START Records for the task

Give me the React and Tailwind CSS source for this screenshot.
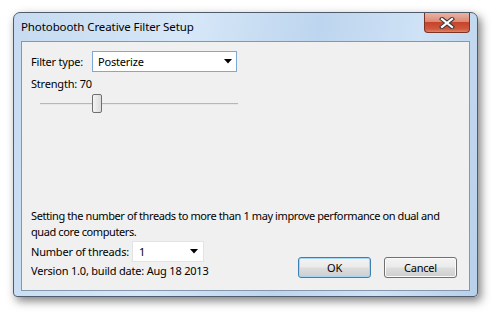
import React from "react";

const font = { fontFamily: '"Noto Sans", "Open Sans", sans-serif' };

const Arrow = () => (
  <svg width="8" height="5" viewBox="0 0 8 5" className="shrink-0">
    <path d="M0 0h8L4 4.5z" fill="#000" />
  </svg>
);

const CloseButton = () => (
  <div className="flex h-[20px] w-[46px] items-center justify-center rounded-b-[4px] border border-t-0 border-[#7a3325] bg-[linear-gradient(#eab3a5_0%,#dc8a75_45%,#c7432b_50%,#cf5a3d_85%,#e0866a_100%)]">
    <svg width="16" height="12" viewBox="0 0 16 12">
      <path d="M3 2l10 8M13 2L3 10" stroke="#3a3a3a" strokeWidth="4.2" strokeLinecap="square" />
      <path d="M3 2l10 8M13 2L3 10" stroke="#ffffff" strokeWidth="2.2" strokeLinecap="square" />
    </svg>
  </div>
);

const Button = ({ children, primary }) => (
  <div
    className={`flex h-[21px] w-[73px] items-center justify-center rounded-[3px] border text-black bg-[linear-gradient(#f3f3f3_0%,#ebebeb_48%,#dddddd_52%,#cfcfcf_100%)] ${
      primary ? "border-[#3c7fb1] shadow-[inset_0_0_0_1px_#a4d7f5]" : "border-[#707070] shadow-[inset_0_0_0_1px_#fbfbfb]"
    }`}
  >
    {children}
  </div>
);

export default function App() {
  return (
    <div className="h-[313px] w-[499px] overflow-hidden bg-white" style={font}>
      <div className="ml-[13px] mt-[12px] flex h-[285px] w-[465px] flex-col rounded-t-[7px] rounded-b-[4px] border border-[#505c6b] bg-[linear-gradient(100deg,#c6dbf1_0%,#d6e7f8_35%,#bdd5ee_60%,#cfe2f6_80%,#b8d0ea_100%)] px-[7px] pb-[5px] shadow-[3px_4px_10px_rgba(0,0,0,0.5)]">
        <div className="flex h-[28px] items-start justify-between">
          <div className="pt-[6px] text-[11.5px] leading-[16px] tracking-[-0.1px] text-black">Photobooth Creative Filter Setup</div>
          <CloseButton />
        </div>
        <div className="flex flex-1 flex-col border border-[#8497ad] bg-[#f0f0f0] px-[9px] pb-[11px] pt-[9px] text-[11px] leading-[16px] tracking-[-0.2px] text-black">
          <div className="flex items-center">
            <span className="w-[61px] shrink-0 whitespace-nowrap">Filter type:</span>
            <div className="flex h-[21px] w-[145px] items-center justify-between border border-[#7ea8d6] bg-white pl-[5px] pr-[4px]">
              <span>Posterize</span>
              <Arrow />
            </div>
          </div>
          <div className="mt-[4px]">Strength: 70</div>
          <div className="relative ml-[9px] mt-[2px] h-[20px] w-[198px]">
            <div className="absolute left-0 right-0 top-[9px] h-[2px] border-t border-[#b7b7b7] bg-[#e7e7e7]" />
            <div className="absolute left-[52px] top-0 h-[19px] w-[10px] rounded-[2px] border border-[#6f6f6f] bg-[linear-gradient(90deg,#f4f4f4,#dcdcdc)]" />
          </div>
          <div className="flex-1" />
          <p className="whitespace-nowrap tracking-[-0.4px]">
            Setting the number of threads to more than 1 may improve performance on dual and
            <br />
            quad core computers.
          </p>
          <div className="mt-[1px] flex items-end justify-between">
            <div className="flex flex-col">
              <div className="flex items-center">
                <span className="w-[101px] shrink-0 whitespace-nowrap">Number of threads:</span>
                <div className="flex h-[21px] w-[72px] items-center justify-between border border-[#e3e3e3] bg-white pl-[6px] pr-[5px]">
                  <span>1</span>
                  <Arrow />
                </div>
              </div>
              <div className="mt-[1px]">Version 1.0, build date: Aug 18 2013</div>
            </div>
            <div className="mb-[1px] flex gap-[13px] pr-[3px]">
              <Button primary>OK</Button>
              <Button>Cancel</Button>
            </div>
          </div>
        </div>
      </div>
    </div>
  );
}
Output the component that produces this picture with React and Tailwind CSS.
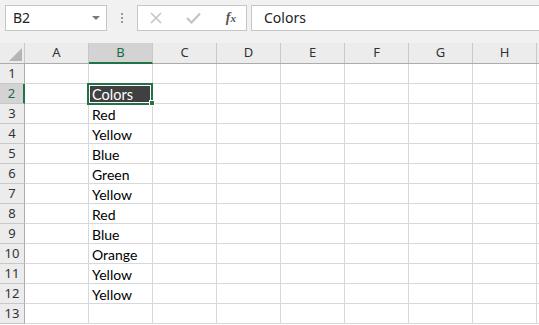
const cols = ['A', 'B', 'C', 'D', 'E', 'F', 'G', 'H'];
const values = {
  2: 'Colors',
  3: 'Red',
  4: 'Yellow',
  5: 'Blue',
  6: 'Green',
  7: 'Yellow',
  8: 'Red',
  9: 'Blue',
  10: 'Orange',
  11: 'Yellow',
  12: 'Yellow',
};
const rows = Array.from({ length: 13 }, (_, i) => i + 1);

const FormulaBar = () => (
  <div className="flex items-center h-[43px] pb-[8px] pl-[5px] bg-[#f1f1f1]">
    {/* Name box */}
    <div className="flex items-center justify-between w-[102px] h-[26px] bg-white border border-[#c6c6c6] pl-[7px] pr-[5px]">
      <span className="text-[14px] text-[#222]">B2</span>
      <svg width="10" height="6" viewBox="0 0 10 6">
        <path d="M1 1 L9 1 L5 5 Z" fill="#7a7a7a" />
      </svg>
    </div>

    {/* Grip */}
    <div className="flex flex-col gap-[2px] w-[30px] items-center">
      <span className="w-[2px] h-[2px] bg-[#9a9a9a]" />
      <span className="w-[2px] h-[2px] bg-[#9a9a9a]" />
      <span className="w-[2px] h-[2px] bg-[#9a9a9a]" />
    </div>

    {/* Cancel / Enter / fx */}
    <div className="flex items-center justify-between w-[110px] h-[26px] bg-white border border-[#c6c6c6] pl-[12px] pr-[10px]">
      <svg width="12" height="12" viewBox="0 0 12 12">
        <path d="M1 1 L11 11 M11 1 L1 11" stroke="#c4c4c4" strokeWidth="1.6" />
      </svg>
      <svg width="15" height="12" viewBox="0 0 15 12">
        <path d="M1 6 L5.5 10.5 L14 1.5" stroke="#c4c4c4" strokeWidth="2.2" fill="none" />
      </svg>
      <span className="text-[14px] italic font-bold text-[#555] font-['Liberation_Serif',serif] leading-none">
        f<span className="text-[11px]">x</span>
      </span>
    </div>

    {/* Formula input */}
    <div className="flex items-center flex-1 h-[26px] ml-[4px] bg-white border border-[#c6c6c6] border-r-0 pl-[12px]">
      <span className="text-[14px] text-[#222]">Colors</span>
    </div>
  </div>
);

const ColumnHeaders = () => (
  <div className="flex h-[21px] bg-[#ececec] border-b border-[#ababab]">
    <div className="relative w-[25px] shrink-0 border-r border-[#c8c8c8]">
      <svg className="absolute left-[9px] top-[5px]" width="13" height="13" viewBox="0 0 13 13">
        <path d="M13 0 L13 13 L0 13 Z" fill="#b5b5b5" />
      </svg>
    </div>
    {cols.map((c) => (
      <div
        key={c}
        className={
          c === 'B'
            ? 'w-[64px] shrink-0 flex items-center justify-center text-[13px] text-[#1e6b41] bg-[#d3d3d3] border-r border-[#c8c8c8] border-b-2 border-b-[#217346] -mb-px'
            : 'w-[64px] shrink-0 flex items-center justify-center text-[13px] text-[#333] border-r border-[#c8c8c8]'
        }
      >
        {c}
      </div>
    ))}
    <div className="flex-1" />
  </div>
);

const Row = ({ n }) => {
  const selected = n === 2;
  return (
    <div className="flex h-[20px]">
      <div
        className={
          selected
            ? 'w-[25px] shrink-0 flex items-center justify-center text-[13px] text-[#1e6b41] bg-[#d3d3d3] border-b border-[#c8c8c8] border-r-2 border-r-[#217346]'
            : 'w-[25px] shrink-0 flex items-center justify-center text-[13px] text-[#333] bg-[#ececec] border-b border-[#c8c8c8] border-r border-r-[#ababab]'
        }
      >
        {n}
      </div>
      {cols.map((c) => {
        if (c === 'B' && selected) {
          return (
            <div
              key={c}
              className="relative w-[64px] shrink-0 border-r border-b border-[#d8d8d8]"
            >
              <div className="absolute -left-[2px] -top-[1px] w-[66px] h-[22px] border-2 border-[#217346] bg-white p-px">
                <div className="h-full bg-[#404040] text-white text-[14.5px] leading-[18px] pl-[2px] font-['Lato',sans-serif]">
                  {values[n]}
                </div>
              </div>
              <div className="absolute -right-[3px] -bottom-[3px] w-[6px] h-[6px] bg-[#217346] border border-white" />
            </div>
          );
        }
        return (
          <div
            key={c}
            className="w-[64px] shrink-0 border-r border-b border-[#d8d8d8] text-[14px] leading-[19px] pt-px pl-[3px] text-black font-['Lato',sans-serif]"
          >
            {c === 'B' ? values[n] : ''}
          </div>
        );
      })}
      <div className="flex-1 border-b border-[#d8d8d8]" />
    </div>
  );
};

export default function App() {
  return (
    <div className="w-[539px] h-[325px] overflow-hidden bg-white font-['Noto_Sans',sans-serif]">
      <FormulaBar />
      <ColumnHeaders />
      {rows.map((n) => (
        <Row key={n} n={n} />
      ))}
    </div>
  );
}
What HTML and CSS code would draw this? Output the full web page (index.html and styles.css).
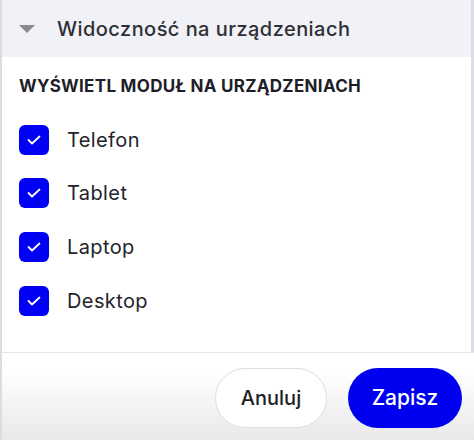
FILE: index.html
```html
<!DOCTYPE html>
<html lang="pl">
<head>
<meta charset="utf-8">
<link rel="stylesheet" href="styles.css">
</head>
<body>
<div class="panel">
  <div class="main">
    <div class="header">
      <svg class="caret" width="16" height="8" viewBox="0 0 16 8"><path d="M0 0 H16 L8 8 Z" fill="#8a8a90"/></svg>
      <span class="title">Widoczność na urządzeniach</span>
    </div>
    <div class="body">
      <div class="section-title">WYŚWIETL MODUŁ NA URZĄDZENIACH</div>
      <ul class="options">
        <li class="option"><span class="check"><svg width="14" height="10" viewBox="0 0 14 10"><path d="M1.5 5 L5 8.5 L12.5 1.5" fill="none" stroke="#fff" stroke-width="1.8" stroke-linecap="round" stroke-linejoin="round"/></svg></span><span class="label">Telefon</span></li>
        <li class="option"><span class="check"><svg width="14" height="10" viewBox="0 0 14 10"><path d="M1.5 5 L5 8.5 L12.5 1.5" fill="none" stroke="#fff" stroke-width="1.8" stroke-linecap="round" stroke-linejoin="round"/></svg></span><span class="label">Tablet</span></li>
        <li class="option"><span class="check"><svg width="14" height="10" viewBox="0 0 14 10"><path d="M1.5 5 L5 8.5 L12.5 1.5" fill="none" stroke="#fff" stroke-width="1.8" stroke-linecap="round" stroke-linejoin="round"/></svg></span><span class="label">Laptop</span></li>
        <li class="option"><span class="check"><svg width="14" height="10" viewBox="0 0 14 10"><path d="M1.5 5 L5 8.5 L12.5 1.5" fill="none" stroke="#fff" stroke-width="1.8" stroke-linecap="round" stroke-linejoin="round"/></svg></span><span class="label">Desktop</span></li>
      </ul>
    </div>
  </div>
  <div class="footer">
    <button class="btn btn-cancel">Anuluj</button>
    <button class="btn btn-save">Zapisz</button>
  </div>
</div>
</body>
</html>
```

FILE: styles.css
```css
html, body {
  margin: 0;
  padding: 0;
  background: #ffffff;
}
body {
  font-family: Inter, "Noto Sans", sans-serif;
  color: #23232b;
}
.panel {
  width: 474px;
  height: 440px;
  display: flex;
  flex-direction: column;
  box-sizing: border-box;
  border-left: 2px solid #dcdce4;
}
.main {
  flex: 1;
  display: flex;
  flex-direction: column;
  border-right: 3px solid #dcdce4;
}
.header {
  height: 57px;
  background: #f1f2f7;
  display: flex;
  align-items: center;
  padding-left: 17px;
  gap: 22px;
}
.caret {
  display: block;
  margin-top: 1px;
}
.title {
  font-size: 20px;
  font-weight: 500;
  color: #2f2f35;
  letter-spacing: 0.45px;
}
.body {
  flex: 1;
  padding: 17px 0 0 17px;
}
.section-title {
  font-size: 17px;
  font-weight: 700;
  letter-spacing: 0.3px;
  color: #1e1e28;
  line-height: 24px;
}
.options {
  list-style: none;
  margin: 26.5px 0 0 0;
  padding: 0;
  display: flex;
  flex-direction: column;
  gap: 23.7px;
}
.option {
  display: flex;
  align-items: center;
  gap: 18px;
  height: 30px;
}
.check {
  width: 30px;
  height: 30px;
  border-radius: 6px;
  background: #0000f5;
  display: flex;
  align-items: center;
  justify-content: center;
}
.check svg {
  display: block;
}
.label {
  font-size: 20px;
  letter-spacing: 0.4px;
  color: #23232b;
}
.footer {
  height: 88px;
  flex: none;
  box-sizing: border-box;
  border-top: 1px solid #e4e4ea;
  background: linear-gradient(#ffffff 20%, #e9e9e9 100%);
  display: flex;
  align-items: center;
  justify-content: flex-end;
  gap: 21px;
  padding: 2px 12px 0 0;
}
.btn {
  height: 60px;
  border-radius: 30px;
  font-family: inherit;
  font-size: 20px;
  font-weight: 500;
  padding: 0 20px;
  cursor: pointer;
}
.btn-cancel {
  background: #ffffff;
  border: 1px solid #dedee3;
  color: #1e1e26;
  width: 112px;
}
.btn-save {
  background: #0000f0;
  border: none;
  color: #ffffff;
  width: 114px;
  font-size: 21px;
}
```
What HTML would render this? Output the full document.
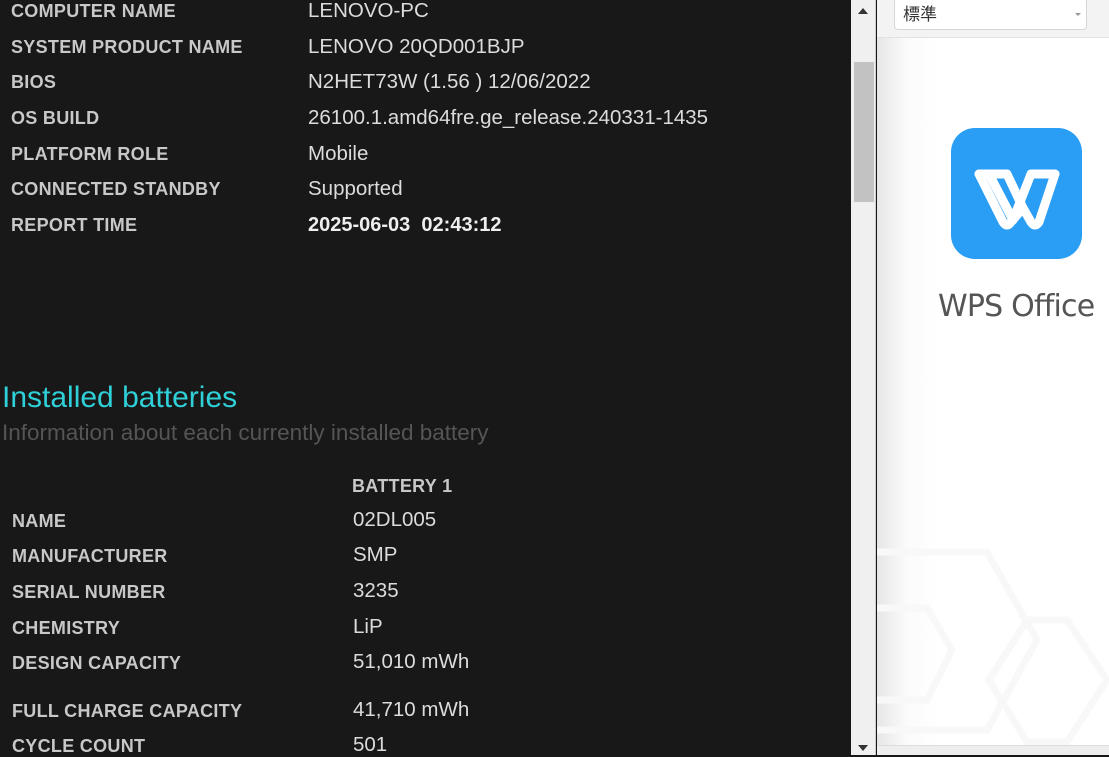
<!DOCTYPE html>
<html><head><meta charset="utf-8"><style>
*{margin:0;padding:0;box-sizing:border-box}
body{width:1109px;height:755px;overflow:hidden;background:#181818;font-family:"Liberation Sans","Noto Sans CJK JP",sans-serif;position:relative}
.l{position:absolute;color:#c8c8c8;font-weight:bold;font-size:18px;line-height:20px;letter-spacing:0.3px;white-space:nowrap}
.v{position:absolute;color:#dcdcdc;font-size:20.5px;line-height:24px;white-space:nowrap}
</style></head><body>
<div class="l" style="left:11px;top:1px">COMPUTER NAME</div><div class="v" style="left:308px;top:-1px">LENOVO-PC</div>
<div class="l" style="left:11px;top:37px">SYSTEM PRODUCT NAME</div><div class="v" style="left:308px;top:35px">LENOVO 20QD001BJP</div>
<div class="l" style="left:11px;top:72px">BIOS</div><div class="v" style="left:308px;top:70px">N2HET73W (1.56 ) 12/06/2022</div>
<div class="l" style="left:11px;top:108px">OS BUILD</div><div class="v" style="left:308px;top:106px">26100.1.amd64fre.ge_release.240331-1435</div>
<div class="l" style="left:11px;top:144px">PLATFORM ROLE</div><div class="v" style="left:308px;top:142px">Mobile</div>
<div class="l" style="left:11px;top:179px">CONNECTED STANDBY</div><div class="v" style="left:308px;top:177px">Supported</div>
<div class="l" style="left:11px;top:215px">REPORT TIME</div><div class="v" style="left:308px;top:213px;font-weight:bold;color:#eee;font-size:20px">2025-06-03&nbsp; 02:43:12</div>

<div style="position:absolute;left:2px;top:380px;color:#2fd0d8;font-size:30px;line-height:36px;white-space:nowrap">Installed batteries</div>
<div style="position:absolute;left:2px;top:420px;color:#555;font-size:22.5px;line-height:26px;white-space:nowrap">Information about each currently installed battery</div>

<div class="l" style="left:352px;top:476px">BATTERY 1</div>
<div class="l" style="left:12px;top:511px">NAME</div><div class="v" style="left:353px;top:508px">02DL005</div>
<div class="l" style="left:12px;top:546px">MANUFACTURER</div><div class="v" style="left:353px;top:543px">SMP</div>
<div class="l" style="left:12px;top:582px">SERIAL NUMBER</div><div class="v" style="left:353px;top:579px">3235</div>
<div class="l" style="left:12px;top:618px">CHEMISTRY</div><div class="v" style="left:353px;top:615px">LiP</div>
<div class="l" style="left:12px;top:653px">DESIGN CAPACITY</div><div class="v" style="left:353px;top:650px">51,010 mWh</div>
<div class="l" style="left:12px;top:701px">FULL CHARGE CAPACITY</div><div class="v" style="left:353px;top:698px">41,710 mWh</div>
<div class="l" style="left:12px;top:736px">CYCLE COUNT</div><div class="v" style="left:353px;top:733px">501</div>

<!-- scrollbar -->
<div style="position:absolute;left:851px;top:0;width:25px;height:755px;background:#f0f0f0;border-right:1px solid #ccc"></div>
<div style="position:absolute;left:858px;top:8px;width:0;height:0;border-left:5px solid transparent;border-right:5px solid transparent;border-bottom:6px solid #333"></div>
<div style="position:absolute;left:854px;top:62px;width:20px;height:140px;background:#c2c2c2"></div>
<div style="position:absolute;left:858px;top:745px;width:0;height:0;border-left:5px solid transparent;border-right:5px solid transparent;border-top:6px solid #333"></div>

<!-- right panel -->
<div style="position:absolute;left:877px;top:0;width:232px;height:755px;background:linear-gradient(to right,#e6e6e6 0,#fbfbfb 30px,#fff 60px)"></div>
<div style="position:absolute;left:877px;top:0;width:232px;height:38px;background:#f3f3f3;border-bottom:1px solid #e2e2e2"></div>
<div style="position:absolute;left:894px;top:-2px;width:193px;height:32px;background:#fff;border:1px solid #d6d6d6;border-radius:4px"></div>
<div style="position:absolute;left:903px;top:4px;font-size:17px;color:#333;line-height:22px">標準</div>
<div style="position:absolute;left:1075px;top:13px;border-left:3px solid transparent;border-right:3px solid transparent;border-top:3px solid #999"></div>
<svg style="position:absolute;left:877px;top:520px" width="232" height="235">
<g fill="none" stroke="#f8f8f8" stroke-width="7">
<path d="M0 32 H110 L160 120 L110 210 H0"/>
<path d="M0 88 H50 L75 130 L50 180 H0"/>
<path d="M150 100 H190 L230 160 L190 222 H150 L112 160 Z"/>
</g></svg>
<svg style="position:absolute;left:951px;top:128px" width="131" height="131" viewBox="0 0 131 131">
<rect width="131" height="131" rx="24" fill="#2a9df4"/>
<path d="M28 46 H56 L72 80 M104 46 H80 L62 92 L38 46" fill="none" stroke="#fff" stroke-width="9" stroke-linejoin="round" stroke-linecap="round"/>
<path d="M28 46 L52 94 Q56 100 60 94 L72 80 L80 94 Q84 100 88 94 L104 46" fill="none" stroke="#fff" stroke-width="9" stroke-linejoin="round" stroke-linecap="round"/>
</svg>
<div style="position:absolute;left:938px;top:287px;font-family:'DejaVu Sans',sans-serif;font-size:30px;color:#555;line-height:40px;letter-spacing:-0.8px;white-space:nowrap">WPS Office</div>
<div style="position:absolute;left:877px;top:745px;width:232px;height:10px;background:#eee;border-top:1px solid #ddd"></div>
</body></html>
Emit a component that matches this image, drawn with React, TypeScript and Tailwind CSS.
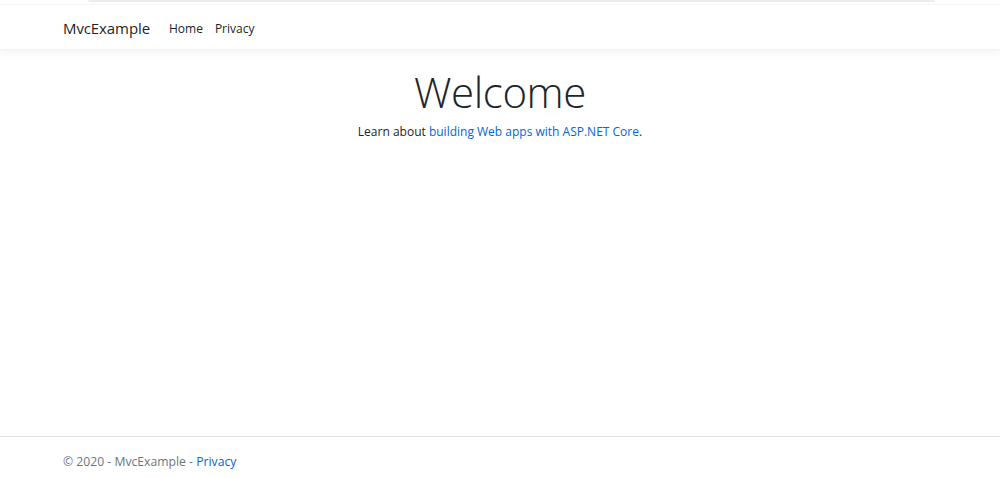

END Records for the task

## What you should do
Print everything from the line with "What HTML would" down to the line with "currently installed battery</div>", both included, exactly as written and without the pictures.

## Complete output
What HTML would render this? Output the full document.
<!DOCTYPE html>
<html><head><meta charset="utf-8"><style>
*{margin:0;padding:0;box-sizing:border-box}
body{width:1109px;height:755px;overflow:hidden;background:#181818;font-family:"Liberation Sans","Noto Sans CJK JP",sans-serif;position:relative}
.l{position:absolute;color:#c8c8c8;font-weight:bold;font-size:18px;line-height:20px;letter-spacing:0.3px;white-space:nowrap}
.v{position:absolute;color:#dcdcdc;font-size:20.5px;line-height:24px;white-space:nowrap}
</style></head><body>
<div class="l" style="left:11px;top:1px">COMPUTER NAME</div><div class="v" style="left:308px;top:-1px">LENOVO-PC</div>
<div class="l" style="left:11px;top:37px">SYSTEM PRODUCT NAME</div><div class="v" style="left:308px;top:35px">LENOVO 20QD001BJP</div>
<div class="l" style="left:11px;top:72px">BIOS</div><div class="v" style="left:308px;top:70px">N2HET73W (1.56 ) 12/06/2022</div>
<div class="l" style="left:11px;top:108px">OS BUILD</div><div class="v" style="left:308px;top:106px">26100.1.amd64fre.ge_release.240331-1435</div>
<div class="l" style="left:11px;top:144px">PLATFORM ROLE</div><div class="v" style="left:308px;top:142px">Mobile</div>
<div class="l" style="left:11px;top:179px">CONNECTED STANDBY</div><div class="v" style="left:308px;top:177px">Supported</div>
<div class="l" style="left:11px;top:215px">REPORT TIME</div><div class="v" style="left:308px;top:213px;font-weight:bold;color:#eee;font-size:20px">2025-06-03&nbsp; 02:43:12</div>

<div style="position:absolute;left:2px;top:380px;color:#2fd0d8;font-size:30px;line-height:36px;white-space:nowrap">Installed batteries</div>
<div style="position:absolute;left:2px;top:420px;color:#555;font-size:22.5px;line-height:26px;white-space:nowrap">Information about each currently installed battery</div>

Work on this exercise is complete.